# SUPPLIED DATA:
----
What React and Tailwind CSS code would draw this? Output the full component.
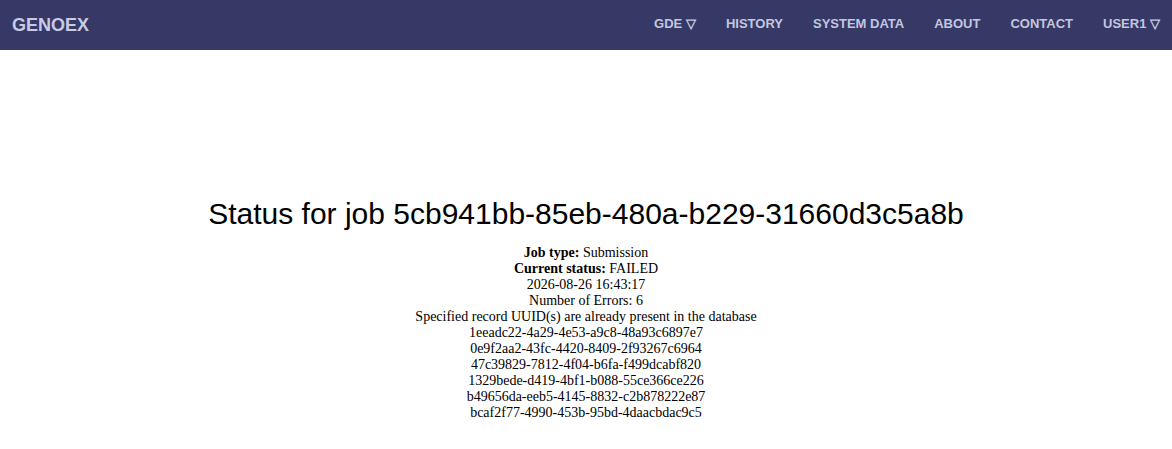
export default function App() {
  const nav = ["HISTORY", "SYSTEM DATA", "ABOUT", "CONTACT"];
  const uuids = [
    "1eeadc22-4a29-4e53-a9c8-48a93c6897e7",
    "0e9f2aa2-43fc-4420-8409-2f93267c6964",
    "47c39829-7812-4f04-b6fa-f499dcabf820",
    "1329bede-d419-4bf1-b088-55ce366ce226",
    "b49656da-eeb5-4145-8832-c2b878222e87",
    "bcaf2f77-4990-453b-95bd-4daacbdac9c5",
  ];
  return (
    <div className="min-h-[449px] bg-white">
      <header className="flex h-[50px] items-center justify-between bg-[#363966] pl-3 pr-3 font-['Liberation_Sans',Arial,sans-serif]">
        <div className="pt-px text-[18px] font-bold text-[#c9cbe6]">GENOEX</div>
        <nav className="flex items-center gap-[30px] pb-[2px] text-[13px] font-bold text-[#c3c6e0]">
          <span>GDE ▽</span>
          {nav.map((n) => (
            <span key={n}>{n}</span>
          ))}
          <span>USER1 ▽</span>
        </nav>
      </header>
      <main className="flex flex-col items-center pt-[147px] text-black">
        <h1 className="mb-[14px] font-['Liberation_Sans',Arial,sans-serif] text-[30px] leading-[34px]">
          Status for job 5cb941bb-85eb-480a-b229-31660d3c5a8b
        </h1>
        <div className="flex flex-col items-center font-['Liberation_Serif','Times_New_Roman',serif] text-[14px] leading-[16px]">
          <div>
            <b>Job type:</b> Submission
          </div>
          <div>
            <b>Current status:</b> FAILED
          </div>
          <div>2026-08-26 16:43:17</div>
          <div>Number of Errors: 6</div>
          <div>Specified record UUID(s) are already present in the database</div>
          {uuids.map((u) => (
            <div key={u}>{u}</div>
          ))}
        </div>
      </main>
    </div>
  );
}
----
# SET EXERCISE:
Repeat the listing above exactly, with no pictures.

# TASK RESPONSE:
What React and Tailwind CSS code would draw this? Output the full component.
export default function App() {
  const nav = ["HISTORY", "SYSTEM DATA", "ABOUT", "CONTACT"];
  const uuids = [
    "1eeadc22-4a29-4e53-a9c8-48a93c6897e7",
    "0e9f2aa2-43fc-4420-8409-2f93267c6964",
    "47c39829-7812-4f04-b6fa-f499dcabf820",
    "1329bede-d419-4bf1-b088-55ce366ce226",
    "b49656da-eeb5-4145-8832-c2b878222e87",
    "bcaf2f77-4990-453b-95bd-4daacbdac9c5",
  ];
  return (
    <div className="min-h-[449px] bg-white">
      <header className="flex h-[50px] items-center justify-between bg-[#363966] pl-3 pr-3 font-['Liberation_Sans',Arial,sans-serif]">
        <div className="pt-px text-[18px] font-bold text-[#c9cbe6]">GENOEX</div>
        <nav className="flex items-center gap-[30px] pb-[2px] text-[13px] font-bold text-[#c3c6e0]">
          <span>GDE ▽</span>
          {nav.map((n) => (
            <span key={n}>{n}</span>
          ))}
          <span>USER1 ▽</span>
        </nav>
      </header>
      <main className="flex flex-col items-center pt-[147px] text-black">
        <h1 className="mb-[14px] font-['Liberation_Sans',Arial,sans-serif] text-[30px] leading-[34px]">
          Status for job 5cb941bb-85eb-480a-b229-31660d3c5a8b
        </h1>
        <div className="flex flex-col items-center font-['Liberation_Serif','Times_New_Roman',serif] text-[14px] leading-[16px]">
          <div>
            <b>Job type:</b> Submission
          </div>
          <div>
            <b>Current status:</b> FAILED
          </div>
          <div>2026-08-26 16:43:17</div>
          <div>Number of Errors: 6</div>
          <div>Specified record UUID(s) are already present in the database</div>
          {uuids.map((u) => (
            <div key={u}>{u}</div>
          ))}
        </div>
      </main>
    </div>
  );
}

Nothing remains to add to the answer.